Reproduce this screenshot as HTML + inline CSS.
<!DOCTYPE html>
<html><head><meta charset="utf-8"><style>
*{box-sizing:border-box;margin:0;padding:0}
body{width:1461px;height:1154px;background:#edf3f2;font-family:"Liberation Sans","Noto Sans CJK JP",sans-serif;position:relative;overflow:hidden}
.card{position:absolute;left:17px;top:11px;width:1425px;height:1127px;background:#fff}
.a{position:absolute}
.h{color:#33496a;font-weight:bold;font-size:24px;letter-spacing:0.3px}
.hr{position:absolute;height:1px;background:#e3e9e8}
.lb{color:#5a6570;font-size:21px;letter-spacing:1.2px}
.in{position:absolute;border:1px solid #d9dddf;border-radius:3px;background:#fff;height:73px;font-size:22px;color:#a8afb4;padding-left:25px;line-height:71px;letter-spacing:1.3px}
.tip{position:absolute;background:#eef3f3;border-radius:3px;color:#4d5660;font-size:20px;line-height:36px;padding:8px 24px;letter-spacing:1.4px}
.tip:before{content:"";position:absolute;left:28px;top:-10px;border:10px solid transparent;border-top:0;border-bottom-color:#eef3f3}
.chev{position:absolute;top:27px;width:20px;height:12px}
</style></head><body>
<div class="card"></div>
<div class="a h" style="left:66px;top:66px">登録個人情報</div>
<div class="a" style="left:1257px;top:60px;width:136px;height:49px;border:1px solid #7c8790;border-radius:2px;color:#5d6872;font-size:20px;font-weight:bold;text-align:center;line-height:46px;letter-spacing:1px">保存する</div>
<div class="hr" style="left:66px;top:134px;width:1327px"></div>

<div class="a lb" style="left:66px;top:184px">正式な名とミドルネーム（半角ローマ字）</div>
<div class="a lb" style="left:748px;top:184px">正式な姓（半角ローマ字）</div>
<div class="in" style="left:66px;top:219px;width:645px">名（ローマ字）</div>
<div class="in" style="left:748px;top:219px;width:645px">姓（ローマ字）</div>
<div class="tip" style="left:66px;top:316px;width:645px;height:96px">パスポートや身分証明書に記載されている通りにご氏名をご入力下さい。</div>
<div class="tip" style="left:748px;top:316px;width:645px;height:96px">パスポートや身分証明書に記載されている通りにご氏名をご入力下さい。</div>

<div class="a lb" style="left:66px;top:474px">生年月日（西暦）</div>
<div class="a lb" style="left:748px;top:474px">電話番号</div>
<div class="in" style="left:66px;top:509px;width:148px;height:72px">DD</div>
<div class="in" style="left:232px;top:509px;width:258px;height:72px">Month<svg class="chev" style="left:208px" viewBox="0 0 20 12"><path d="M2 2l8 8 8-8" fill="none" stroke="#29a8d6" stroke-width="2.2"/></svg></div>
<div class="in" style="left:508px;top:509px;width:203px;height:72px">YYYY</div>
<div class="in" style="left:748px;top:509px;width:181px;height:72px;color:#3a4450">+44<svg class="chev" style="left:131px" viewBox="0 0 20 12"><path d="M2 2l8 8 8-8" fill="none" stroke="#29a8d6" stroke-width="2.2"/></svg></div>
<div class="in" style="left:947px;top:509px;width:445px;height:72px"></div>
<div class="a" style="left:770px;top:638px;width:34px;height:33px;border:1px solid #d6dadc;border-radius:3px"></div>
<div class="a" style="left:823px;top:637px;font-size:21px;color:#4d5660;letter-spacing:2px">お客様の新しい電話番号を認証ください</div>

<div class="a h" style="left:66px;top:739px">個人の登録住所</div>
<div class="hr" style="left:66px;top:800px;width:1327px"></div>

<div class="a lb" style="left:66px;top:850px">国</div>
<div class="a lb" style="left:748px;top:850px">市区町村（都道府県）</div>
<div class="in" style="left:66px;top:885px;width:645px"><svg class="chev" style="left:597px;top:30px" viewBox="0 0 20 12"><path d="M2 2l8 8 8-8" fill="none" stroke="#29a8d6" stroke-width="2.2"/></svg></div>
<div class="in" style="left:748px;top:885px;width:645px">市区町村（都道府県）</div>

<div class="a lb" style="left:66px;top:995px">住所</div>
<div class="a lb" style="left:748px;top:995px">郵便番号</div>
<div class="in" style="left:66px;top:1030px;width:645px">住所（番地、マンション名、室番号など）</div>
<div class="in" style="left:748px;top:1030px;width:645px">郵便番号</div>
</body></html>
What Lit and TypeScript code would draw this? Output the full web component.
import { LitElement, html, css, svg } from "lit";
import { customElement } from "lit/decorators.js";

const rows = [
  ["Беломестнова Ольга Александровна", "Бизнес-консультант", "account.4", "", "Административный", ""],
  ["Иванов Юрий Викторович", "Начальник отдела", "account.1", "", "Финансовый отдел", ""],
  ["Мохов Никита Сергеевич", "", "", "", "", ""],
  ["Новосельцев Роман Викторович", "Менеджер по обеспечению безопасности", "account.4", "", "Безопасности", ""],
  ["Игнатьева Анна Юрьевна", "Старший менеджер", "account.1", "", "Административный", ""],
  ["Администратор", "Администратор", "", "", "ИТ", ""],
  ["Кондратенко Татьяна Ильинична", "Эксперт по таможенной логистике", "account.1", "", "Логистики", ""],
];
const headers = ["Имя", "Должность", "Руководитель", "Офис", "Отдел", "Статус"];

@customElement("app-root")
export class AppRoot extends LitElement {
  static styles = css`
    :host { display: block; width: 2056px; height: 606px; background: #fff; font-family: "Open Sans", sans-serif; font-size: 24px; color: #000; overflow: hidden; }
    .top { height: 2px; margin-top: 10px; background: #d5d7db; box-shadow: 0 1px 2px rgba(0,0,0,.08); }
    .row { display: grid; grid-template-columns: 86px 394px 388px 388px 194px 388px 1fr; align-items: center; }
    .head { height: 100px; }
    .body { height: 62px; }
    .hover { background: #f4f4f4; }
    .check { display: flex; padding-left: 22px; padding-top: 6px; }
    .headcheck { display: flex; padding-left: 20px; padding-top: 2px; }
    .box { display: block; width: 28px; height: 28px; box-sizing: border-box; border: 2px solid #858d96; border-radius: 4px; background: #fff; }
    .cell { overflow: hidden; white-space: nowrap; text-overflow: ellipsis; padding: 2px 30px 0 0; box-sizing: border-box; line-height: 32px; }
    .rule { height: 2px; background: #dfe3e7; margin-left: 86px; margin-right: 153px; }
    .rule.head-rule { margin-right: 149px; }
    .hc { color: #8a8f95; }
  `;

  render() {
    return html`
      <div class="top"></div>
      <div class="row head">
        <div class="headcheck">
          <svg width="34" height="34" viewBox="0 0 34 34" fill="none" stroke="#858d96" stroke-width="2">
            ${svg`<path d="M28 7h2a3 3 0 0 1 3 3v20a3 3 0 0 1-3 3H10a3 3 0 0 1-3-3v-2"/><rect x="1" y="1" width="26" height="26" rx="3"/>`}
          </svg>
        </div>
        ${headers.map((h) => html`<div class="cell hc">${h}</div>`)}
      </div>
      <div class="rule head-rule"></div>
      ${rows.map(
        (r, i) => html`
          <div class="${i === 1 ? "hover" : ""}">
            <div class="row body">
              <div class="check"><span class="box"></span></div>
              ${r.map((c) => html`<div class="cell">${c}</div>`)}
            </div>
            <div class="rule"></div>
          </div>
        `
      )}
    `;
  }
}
────────────────────────────────────────
**WORK INSTRUCTIONS**
Your task is to print all of the records exactly.

**FINAL RESULT**
Reproduce this screenshot as HTML + inline CSS.
<!DOCTYPE html>
<html><head><meta charset="utf-8"><style>
*{box-sizing:border-box;margin:0;padding:0}
body{width:1461px;height:1154px;background:#edf3f2;font-family:"Liberation Sans","Noto Sans CJK JP",sans-serif;position:relative;overflow:hidden}
.card{position:absolute;left:17px;top:11px;width:1425px;height:1127px;background:#fff}
.a{position:absolute}
.h{color:#33496a;font-weight:bold;font-size:24px;letter-spacing:0.3px}
.hr{position:absolute;height:1px;background:#e3e9e8}
.lb{color:#5a6570;font-size:21px;letter-spacing:1.2px}
.in{position:absolute;border:1px solid #d9dddf;border-radius:3px;background:#fff;height:73px;font-size:22px;color:#a8afb4;padding-left:25px;line-height:71px;letter-spacing:1.3px}
.tip{position:absolute;background:#eef3f3;border-radius:3px;color:#4d5660;font-size:20px;line-height:36px;padding:8px 24px;letter-spacing:1.4px}
.tip:before{content:"";position:absolute;left:28px;top:-10px;border:10px solid transparent;border-top:0;border-bottom-color:#eef3f3}
.chev{position:absolute;top:27px;width:20px;height:12px}
</style></head><body>
<div class="card"></div>
<div class="a h" style="left:66px;top:66px">登録個人情報</div>
<div class="a" style="left:1257px;top:60px;width:136px;height:49px;border:1px solid #7c8790;border-radius:2px;color:#5d6872;font-size:20px;font-weight:bold;text-align:center;line-height:46px;letter-spacing:1px">保存する</div>
<div class="hr" style="left:66px;top:134px;width:1327px"></div>

<div class="a lb" style="left:66px;top:184px">正式な名とミドルネーム（半角ローマ字）</div>
<div class="a lb" style="left:748px;top:184px">正式な姓（半角ローマ字）</div>
<div class="in" style="left:66px;top:219px;width:645px">名（ローマ字）</div>
<div class="in" style="left:748px;top:219px;width:645px">姓（ローマ字）</div>
<div class="tip" style="left:66px;top:316px;width:645px;height:96px">パスポートや身分証明書に記載されている通りにご氏名をご入力下さい。</div>
<div class="tip" style="left:748px;top:316px;width:645px;height:96px">パスポートや身分証明書に記載されている通りにご氏名をご入力下さい。</div>

<div class="a lb" style="left:66px;top:474px">生年月日（西暦）</div>
<div class="a lb" style="left:748px;top:474px">電話番号</div>
<div class="in" style="left:66px;top:509px;width:148px;height:72px">DD</div>
<div class="in" style="left:232px;top:509px;width:258px;height:72px">Month<svg class="chev" style="left:208px" viewBox="0 0 20 12"><path d="M2 2l8 8 8-8" fill="none" stroke="#29a8d6" stroke-width="2.2"/></svg></div>
<div class="in" style="left:508px;top:509px;width:203px;height:72px">YYYY</div>
<div class="in" style="left:748px;top:509px;width:181px;height:72px;color:#3a4450">+44<svg class="chev" style="left:131px" viewBox="0 0 20 12"><path d="M2 2l8 8 8-8" fill="none" stroke="#29a8d6" stroke-width="2.2"/></svg></div>
<div class="in" style="left:947px;top:509px;width:445px;height:72px"></div>
<div class="a" style="left:770px;top:638px;width:34px;height:33px;border:1px solid #d6dadc;border-radius:3px"></div>
<div class="a" style="left:823px;top:637px;font-size:21px;color:#4d5660;letter-spacing:2px">お客様の新しい電話番号を認証ください</div>

<div class="a h" style="left:66px;top:739px">個人の登録住所</div>
<div class="hr" style="left:66px;top:800px;width:1327px"></div>

<div class="a lb" style="left:66px;top:850px">国</div>
<div class="a lb" style="left:748px;top:850px">市区町村（都道府県）</div>
<div class="in" style="left:66px;top:885px;width:645px"><svg class="chev" style="left:597px;top:30px" viewBox="0 0 20 12"><path d="M2 2l8 8 8-8" fill="none" stroke="#29a8d6" stroke-width="2.2"/></svg></div>
<div class="in" style="left:748px;top:885px;width:645px">市区町村（都道府県）</div>

<div class="a lb" style="left:66px;top:995px">住所</div>
<div class="a lb" style="left:748px;top:995px">郵便番号</div>
<div class="in" style="left:66px;top:1030px;width:645px">住所（番地、マンション名、室番号など）</div>
<div class="in" style="left:748px;top:1030px;width:645px">郵便番号</div>
</body></html>
What Lit and TypeScript code would draw this? Output the full web component.
import { LitElement, html, css, svg } from "lit";
import { customElement } from "lit/decorators.js";

const rows = [
  ["Беломестнова Ольга Александровна", "Бизнес-консультант", "account.4", "", "Административный", ""],
  ["Иванов Юрий Викторович", "Начальник отдела", "account.1", "", "Финансовый отдел", ""],
  ["Мохов Никита Сергеевич", "", "", "", "", ""],
  ["Новосельцев Роман Викторович", "Менеджер по обеспечению безопасности", "account.4", "", "Безопасности", ""],
  ["Игнатьева Анна Юрьевна", "Старший менеджер", "account.1", "", "Административный", ""],
  ["Администратор", "Администратор", "", "", "ИТ", ""],
  ["Кондратенко Татьяна Ильинична", "Эксперт по таможенной логистике", "account.1", "", "Логистики", ""],
];
const headers = ["Имя", "Должность", "Руководитель", "Офис", "Отдел", "Статус"];

@customElement("app-root")
export class AppRoot extends LitElement {
  static styles = css`
    :host { display: block; width: 2056px; height: 606px; background: #fff; font-family: "Open Sans", sans-serif; font-size: 24px; color: #000; overflow: hidden; }
    .top { height: 2px; margin-top: 10px; background: #d5d7db; box-shadow: 0 1px 2px rgba(0,0,0,.08); }
    .row { display: grid; grid-template-columns: 86px 394px 388px 388px 194px 388px 1fr; align-items: center; }
    .head { height: 100px; }
    .body { height: 62px; }
    .hover { background: #f4f4f4; }
    .check { display: flex; padding-left: 22px; padding-top: 6px; }
    .headcheck { display: flex; padding-left: 20px; padding-top: 2px; }
    .box { display: block; width: 28px; height: 28px; box-sizing: border-box; border: 2px solid #858d96; border-radius: 4px; background: #fff; }
    .cell { overflow: hidden; white-space: nowrap; text-overflow: ellipsis; padding: 2px 30px 0 0; box-sizing: border-box; line-height: 32px; }
    .rule { height: 2px; background: #dfe3e7; margin-left: 86px; margin-right: 153px; }
    .rule.head-rule { margin-right: 149px; }
    .hc { color: #8a8f95; }
  `;

  render() {
    return html`
      <div class="top"></div>
      <div class="row head">
        <div class="headcheck">
          <svg width="34" height="34" viewBox="0 0 34 34" fill="none" stroke="#858d96" stroke-width="2">
            ${svg`<path d="M28 7h2a3 3 0 0 1 3 3v20a3 3 0 0 1-3 3H10a3 3 0 0 1-3-3v-2"/><rect x="1" y="1" width="26" height="26" rx="3"/>`}
          </svg>
        </div>
        ${headers.map((h) => html`<div class="cell hc">${h}</div>`)}
      </div>
      <div class="rule head-rule"></div>
      ${rows.map(
        (r, i) => html`
          <div class="${i === 1 ? "hover" : ""}">
            <div class="row body">
              <div class="check"><span class="box"></span></div>
              ${r.map((c) => html`<div class="cell">${c}</div>`)}
            </div>
            <div class="rule"></div>
          </div>
        `
      )}
    `;
  }
}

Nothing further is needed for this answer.